▸ Items listed in a dataset:
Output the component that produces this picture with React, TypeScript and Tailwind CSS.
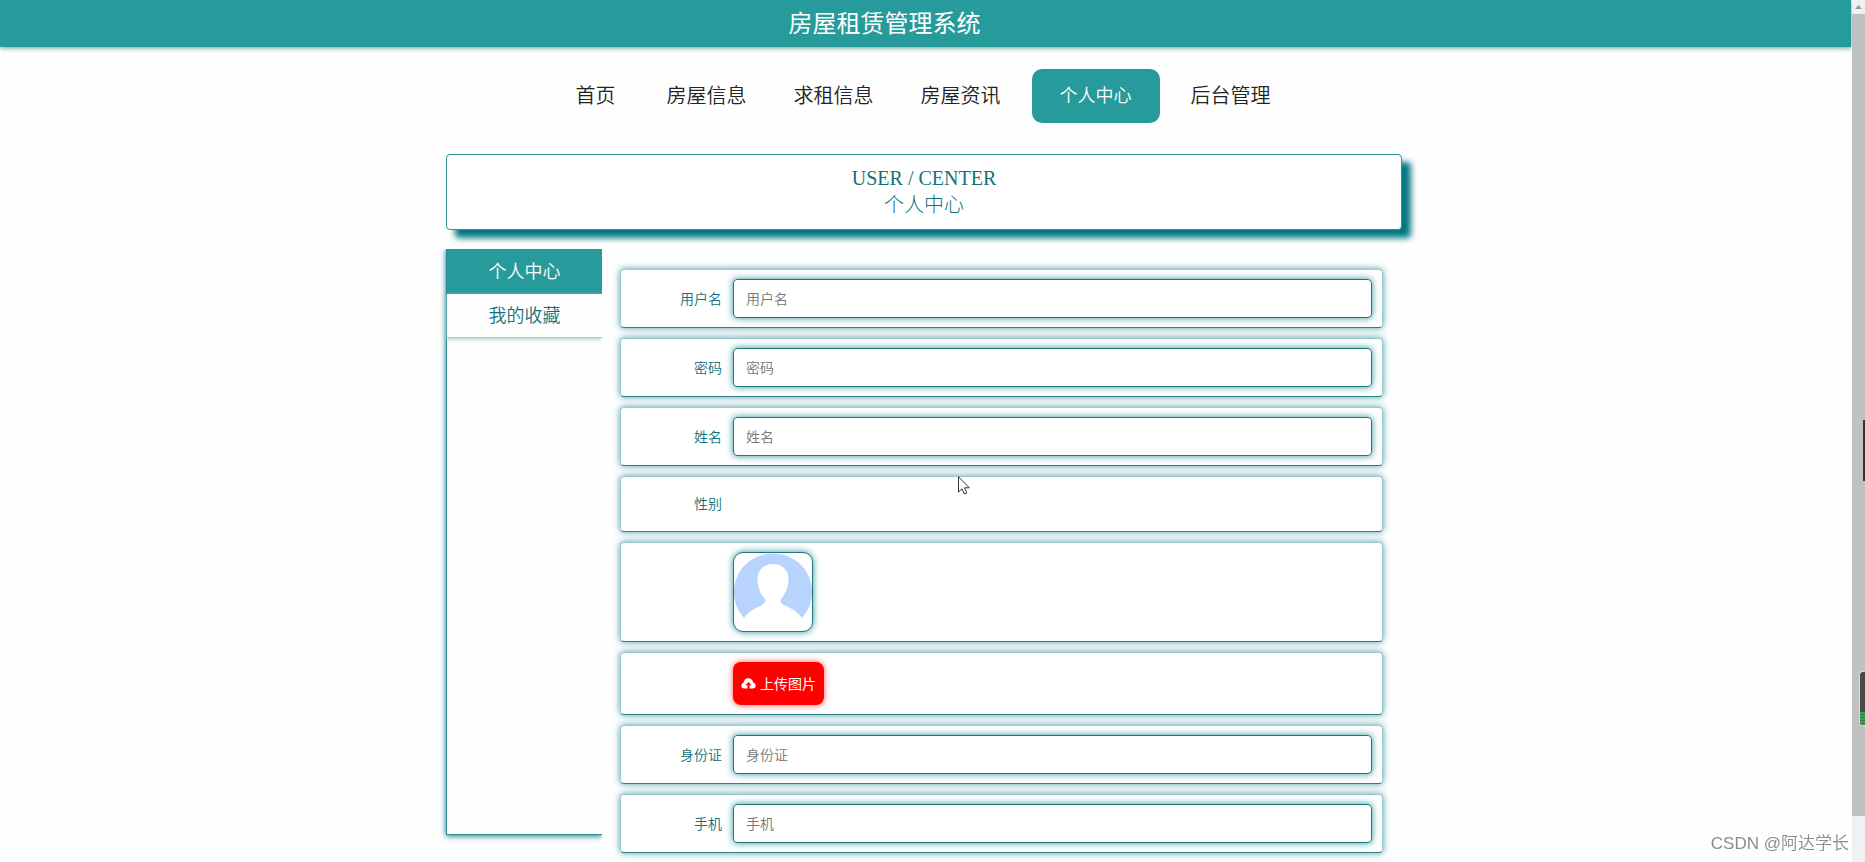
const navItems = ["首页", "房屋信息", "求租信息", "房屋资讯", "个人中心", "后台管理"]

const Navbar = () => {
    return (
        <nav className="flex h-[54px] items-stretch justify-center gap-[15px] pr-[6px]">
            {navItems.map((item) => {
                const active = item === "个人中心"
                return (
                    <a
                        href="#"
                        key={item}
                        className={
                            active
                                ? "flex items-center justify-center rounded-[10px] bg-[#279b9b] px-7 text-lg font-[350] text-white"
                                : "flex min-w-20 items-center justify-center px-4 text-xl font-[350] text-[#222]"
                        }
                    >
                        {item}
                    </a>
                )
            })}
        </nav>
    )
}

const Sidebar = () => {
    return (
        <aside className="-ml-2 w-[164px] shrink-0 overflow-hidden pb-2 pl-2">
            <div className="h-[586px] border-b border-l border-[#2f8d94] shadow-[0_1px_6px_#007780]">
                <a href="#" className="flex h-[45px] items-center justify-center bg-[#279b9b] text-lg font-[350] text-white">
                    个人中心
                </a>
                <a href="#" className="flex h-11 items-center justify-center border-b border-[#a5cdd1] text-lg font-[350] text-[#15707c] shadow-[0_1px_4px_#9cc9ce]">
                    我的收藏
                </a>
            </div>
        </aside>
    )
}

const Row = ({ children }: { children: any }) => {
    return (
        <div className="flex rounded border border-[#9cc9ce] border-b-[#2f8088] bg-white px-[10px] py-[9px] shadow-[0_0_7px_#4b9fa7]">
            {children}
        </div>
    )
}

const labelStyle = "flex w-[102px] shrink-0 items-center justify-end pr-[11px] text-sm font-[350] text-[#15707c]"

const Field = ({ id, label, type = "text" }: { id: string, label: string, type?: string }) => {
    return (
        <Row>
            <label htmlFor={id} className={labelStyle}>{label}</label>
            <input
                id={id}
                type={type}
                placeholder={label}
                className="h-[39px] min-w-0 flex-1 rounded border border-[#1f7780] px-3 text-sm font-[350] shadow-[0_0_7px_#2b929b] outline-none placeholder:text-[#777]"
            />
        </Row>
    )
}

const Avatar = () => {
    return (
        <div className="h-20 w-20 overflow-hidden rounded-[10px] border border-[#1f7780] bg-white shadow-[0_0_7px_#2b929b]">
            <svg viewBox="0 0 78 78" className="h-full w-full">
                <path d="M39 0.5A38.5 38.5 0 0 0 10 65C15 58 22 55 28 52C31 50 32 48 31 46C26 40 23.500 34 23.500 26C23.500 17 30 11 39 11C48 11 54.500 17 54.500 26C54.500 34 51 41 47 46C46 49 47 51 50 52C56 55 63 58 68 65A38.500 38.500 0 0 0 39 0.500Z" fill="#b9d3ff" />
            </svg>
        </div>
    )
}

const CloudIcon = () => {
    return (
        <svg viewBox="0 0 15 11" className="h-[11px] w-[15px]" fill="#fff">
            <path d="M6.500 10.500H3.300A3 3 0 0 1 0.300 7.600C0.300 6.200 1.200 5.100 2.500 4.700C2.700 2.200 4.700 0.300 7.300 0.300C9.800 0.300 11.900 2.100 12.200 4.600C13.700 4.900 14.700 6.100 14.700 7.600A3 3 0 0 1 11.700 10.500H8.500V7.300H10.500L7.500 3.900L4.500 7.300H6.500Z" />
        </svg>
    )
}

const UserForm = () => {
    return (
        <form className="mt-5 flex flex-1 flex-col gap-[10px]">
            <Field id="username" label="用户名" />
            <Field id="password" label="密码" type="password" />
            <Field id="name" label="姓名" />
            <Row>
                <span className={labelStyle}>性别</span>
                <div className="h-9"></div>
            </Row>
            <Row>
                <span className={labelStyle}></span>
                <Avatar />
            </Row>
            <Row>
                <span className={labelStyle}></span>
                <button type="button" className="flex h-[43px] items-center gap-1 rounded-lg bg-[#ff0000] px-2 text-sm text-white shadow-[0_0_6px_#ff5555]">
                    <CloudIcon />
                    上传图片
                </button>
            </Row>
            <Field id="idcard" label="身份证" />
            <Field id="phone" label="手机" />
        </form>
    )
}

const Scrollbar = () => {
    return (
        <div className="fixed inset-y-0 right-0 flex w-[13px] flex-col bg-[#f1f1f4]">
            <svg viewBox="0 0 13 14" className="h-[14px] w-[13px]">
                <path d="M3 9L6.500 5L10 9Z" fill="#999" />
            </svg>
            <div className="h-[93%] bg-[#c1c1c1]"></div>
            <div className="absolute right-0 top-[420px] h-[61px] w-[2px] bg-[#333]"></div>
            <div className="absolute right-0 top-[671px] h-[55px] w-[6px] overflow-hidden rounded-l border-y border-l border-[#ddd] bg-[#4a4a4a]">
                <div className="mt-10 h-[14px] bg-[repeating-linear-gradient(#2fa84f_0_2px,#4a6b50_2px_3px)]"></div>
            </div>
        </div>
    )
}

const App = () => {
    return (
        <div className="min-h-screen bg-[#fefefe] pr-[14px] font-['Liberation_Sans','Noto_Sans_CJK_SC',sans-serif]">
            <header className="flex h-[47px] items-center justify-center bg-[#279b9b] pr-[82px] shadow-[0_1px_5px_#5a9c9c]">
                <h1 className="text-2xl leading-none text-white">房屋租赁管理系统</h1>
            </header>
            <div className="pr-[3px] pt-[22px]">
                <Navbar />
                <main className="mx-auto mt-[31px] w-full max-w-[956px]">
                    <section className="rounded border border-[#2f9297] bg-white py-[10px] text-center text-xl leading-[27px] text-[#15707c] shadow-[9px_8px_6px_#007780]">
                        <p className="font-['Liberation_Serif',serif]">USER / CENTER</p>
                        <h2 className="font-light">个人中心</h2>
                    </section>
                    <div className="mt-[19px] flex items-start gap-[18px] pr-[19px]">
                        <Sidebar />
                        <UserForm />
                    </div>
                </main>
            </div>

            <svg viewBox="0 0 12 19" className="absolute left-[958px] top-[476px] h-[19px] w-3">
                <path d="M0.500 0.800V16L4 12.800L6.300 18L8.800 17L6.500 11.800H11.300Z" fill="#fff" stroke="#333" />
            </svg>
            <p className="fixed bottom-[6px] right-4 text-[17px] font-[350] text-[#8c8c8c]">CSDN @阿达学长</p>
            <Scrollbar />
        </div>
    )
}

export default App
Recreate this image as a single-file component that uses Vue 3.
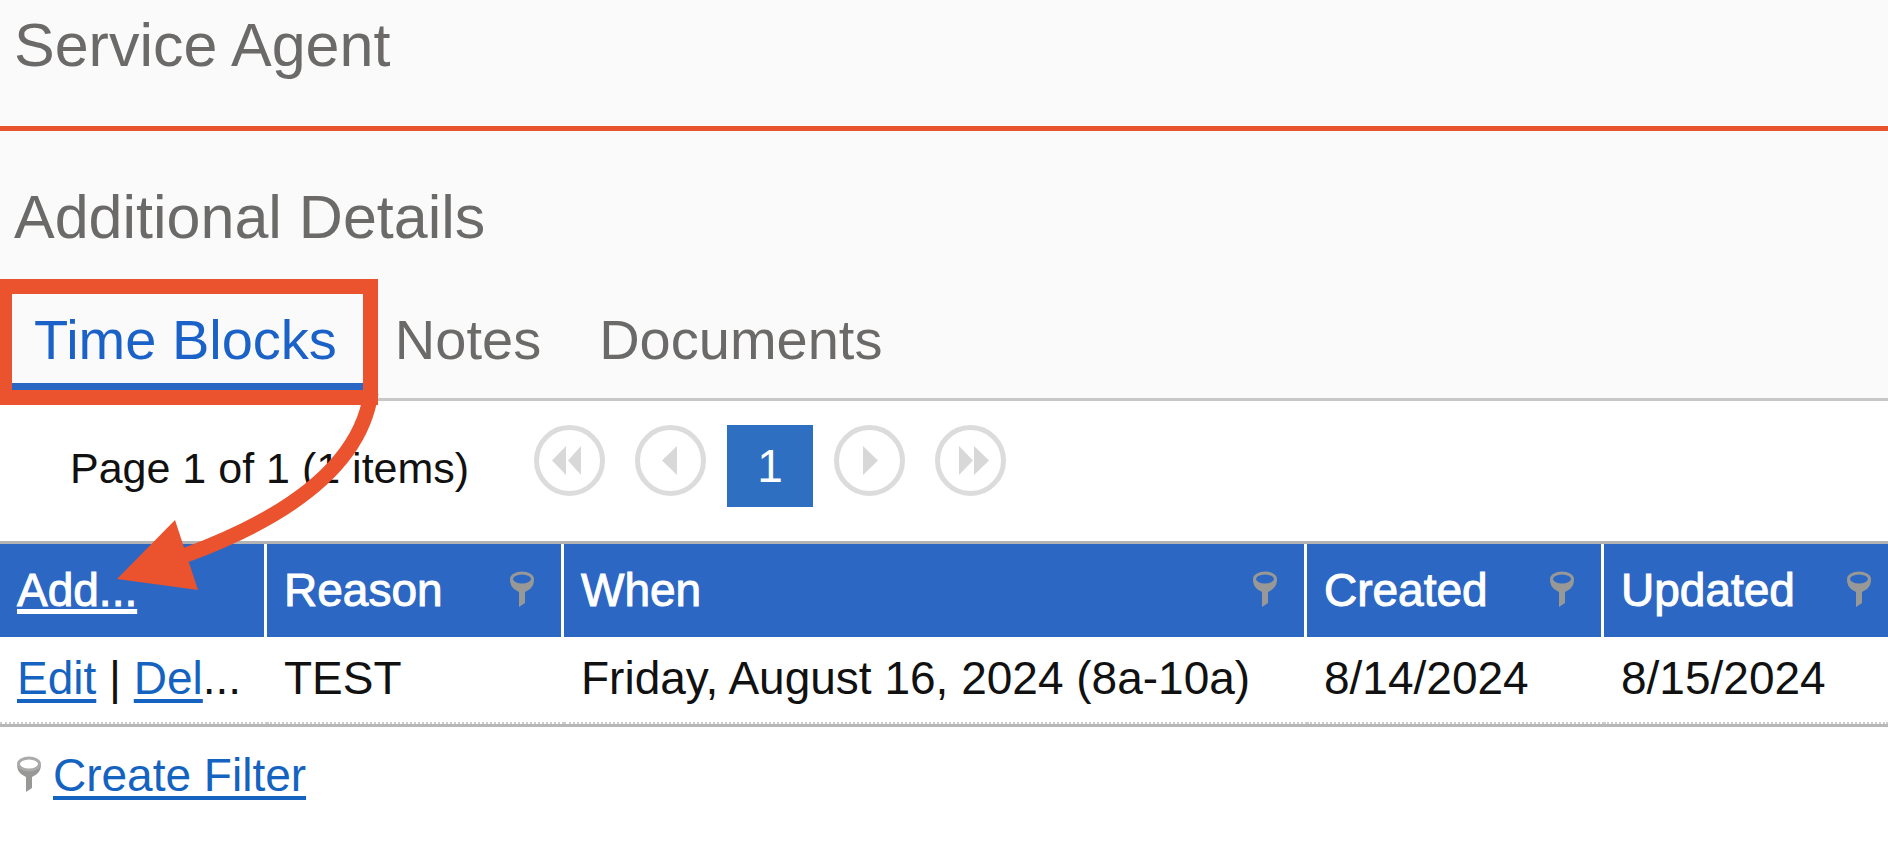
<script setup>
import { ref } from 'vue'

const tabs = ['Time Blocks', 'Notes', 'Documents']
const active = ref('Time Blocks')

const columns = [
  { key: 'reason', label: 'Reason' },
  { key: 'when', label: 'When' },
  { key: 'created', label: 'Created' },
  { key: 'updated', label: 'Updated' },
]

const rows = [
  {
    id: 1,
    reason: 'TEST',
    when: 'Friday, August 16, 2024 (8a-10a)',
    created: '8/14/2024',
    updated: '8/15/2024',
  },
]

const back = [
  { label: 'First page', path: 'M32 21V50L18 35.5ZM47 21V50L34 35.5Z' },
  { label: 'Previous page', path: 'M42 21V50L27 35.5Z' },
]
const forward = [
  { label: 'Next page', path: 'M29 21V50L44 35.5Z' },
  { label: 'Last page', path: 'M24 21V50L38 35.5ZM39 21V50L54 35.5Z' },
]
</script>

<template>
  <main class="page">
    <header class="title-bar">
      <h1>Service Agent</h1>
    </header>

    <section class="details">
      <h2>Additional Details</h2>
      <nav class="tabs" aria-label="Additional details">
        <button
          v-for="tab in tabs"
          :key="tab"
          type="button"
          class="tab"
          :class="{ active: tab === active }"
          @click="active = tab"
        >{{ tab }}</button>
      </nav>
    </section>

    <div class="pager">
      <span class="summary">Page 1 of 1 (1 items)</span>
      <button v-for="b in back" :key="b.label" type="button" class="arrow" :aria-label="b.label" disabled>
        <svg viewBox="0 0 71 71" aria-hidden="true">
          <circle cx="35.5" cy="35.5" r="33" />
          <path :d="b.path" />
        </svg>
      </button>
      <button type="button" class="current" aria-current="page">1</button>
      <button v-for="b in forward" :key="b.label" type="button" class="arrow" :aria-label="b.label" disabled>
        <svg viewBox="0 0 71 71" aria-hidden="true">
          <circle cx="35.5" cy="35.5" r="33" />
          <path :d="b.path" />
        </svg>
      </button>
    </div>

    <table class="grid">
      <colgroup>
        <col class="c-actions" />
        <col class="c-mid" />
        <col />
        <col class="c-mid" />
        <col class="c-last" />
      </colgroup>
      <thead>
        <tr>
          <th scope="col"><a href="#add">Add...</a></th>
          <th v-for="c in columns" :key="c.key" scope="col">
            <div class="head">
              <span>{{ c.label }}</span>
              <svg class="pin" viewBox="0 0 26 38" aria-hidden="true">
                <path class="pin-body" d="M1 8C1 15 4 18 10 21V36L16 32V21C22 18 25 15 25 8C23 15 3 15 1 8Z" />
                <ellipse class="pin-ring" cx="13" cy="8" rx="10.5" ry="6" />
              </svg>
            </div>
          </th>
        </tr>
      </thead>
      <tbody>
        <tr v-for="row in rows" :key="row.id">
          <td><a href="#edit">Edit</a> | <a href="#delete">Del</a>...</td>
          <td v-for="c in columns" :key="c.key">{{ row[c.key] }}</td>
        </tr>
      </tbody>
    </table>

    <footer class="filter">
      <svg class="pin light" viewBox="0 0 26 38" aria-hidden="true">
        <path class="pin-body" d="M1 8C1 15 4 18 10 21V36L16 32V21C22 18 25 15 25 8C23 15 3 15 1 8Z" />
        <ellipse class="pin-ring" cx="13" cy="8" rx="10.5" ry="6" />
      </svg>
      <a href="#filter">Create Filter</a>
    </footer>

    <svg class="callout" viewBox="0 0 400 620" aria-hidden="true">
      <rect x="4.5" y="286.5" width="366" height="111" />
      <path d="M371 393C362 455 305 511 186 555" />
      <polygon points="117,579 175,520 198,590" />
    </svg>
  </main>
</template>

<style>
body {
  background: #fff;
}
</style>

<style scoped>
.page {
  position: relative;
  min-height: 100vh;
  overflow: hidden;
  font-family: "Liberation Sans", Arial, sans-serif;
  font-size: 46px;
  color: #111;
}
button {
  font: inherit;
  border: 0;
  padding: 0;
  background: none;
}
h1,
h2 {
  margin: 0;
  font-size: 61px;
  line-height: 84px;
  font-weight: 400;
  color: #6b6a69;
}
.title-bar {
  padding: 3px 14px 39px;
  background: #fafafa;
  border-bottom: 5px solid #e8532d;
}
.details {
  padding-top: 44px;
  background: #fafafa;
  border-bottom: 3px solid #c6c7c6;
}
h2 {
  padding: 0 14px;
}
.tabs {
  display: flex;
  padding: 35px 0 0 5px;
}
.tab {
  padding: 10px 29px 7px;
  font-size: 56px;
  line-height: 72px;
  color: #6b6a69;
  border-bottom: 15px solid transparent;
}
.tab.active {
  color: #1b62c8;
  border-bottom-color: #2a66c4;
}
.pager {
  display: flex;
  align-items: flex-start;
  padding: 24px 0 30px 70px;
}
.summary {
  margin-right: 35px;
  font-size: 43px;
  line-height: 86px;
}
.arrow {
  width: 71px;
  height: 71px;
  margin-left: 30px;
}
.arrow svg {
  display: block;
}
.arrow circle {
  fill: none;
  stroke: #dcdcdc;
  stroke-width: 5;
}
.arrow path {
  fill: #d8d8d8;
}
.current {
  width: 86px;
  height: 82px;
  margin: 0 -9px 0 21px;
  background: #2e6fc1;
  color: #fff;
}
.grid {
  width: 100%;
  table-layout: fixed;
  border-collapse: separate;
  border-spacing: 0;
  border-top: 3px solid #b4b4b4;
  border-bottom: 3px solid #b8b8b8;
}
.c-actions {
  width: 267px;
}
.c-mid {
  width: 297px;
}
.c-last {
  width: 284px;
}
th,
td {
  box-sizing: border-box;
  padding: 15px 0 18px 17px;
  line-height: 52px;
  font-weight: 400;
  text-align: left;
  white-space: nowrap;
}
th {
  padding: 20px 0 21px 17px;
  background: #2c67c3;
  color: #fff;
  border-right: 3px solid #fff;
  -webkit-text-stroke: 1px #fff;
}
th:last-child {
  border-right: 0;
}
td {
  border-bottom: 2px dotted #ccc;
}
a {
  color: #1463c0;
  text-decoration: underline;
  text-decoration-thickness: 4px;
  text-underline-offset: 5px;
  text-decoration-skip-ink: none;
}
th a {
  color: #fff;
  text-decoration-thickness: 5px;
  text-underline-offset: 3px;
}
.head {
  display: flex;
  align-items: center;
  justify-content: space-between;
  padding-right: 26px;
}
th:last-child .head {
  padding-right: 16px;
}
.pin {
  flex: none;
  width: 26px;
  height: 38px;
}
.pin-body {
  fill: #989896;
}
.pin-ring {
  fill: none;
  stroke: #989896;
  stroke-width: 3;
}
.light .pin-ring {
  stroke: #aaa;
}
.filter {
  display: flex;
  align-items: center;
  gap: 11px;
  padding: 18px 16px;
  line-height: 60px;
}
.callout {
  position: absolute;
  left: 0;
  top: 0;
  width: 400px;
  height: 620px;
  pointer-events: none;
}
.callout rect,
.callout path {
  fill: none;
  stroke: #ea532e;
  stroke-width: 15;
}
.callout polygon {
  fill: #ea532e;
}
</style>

▸ Task prompt:
Filter the listing above for the string "this" and copy every matching line.

▸ Complete answer:
Output the component that produces this picture with React, TypeScript and Tailwind CSS.
Recreate this image as a single-file component that uses Vue 3.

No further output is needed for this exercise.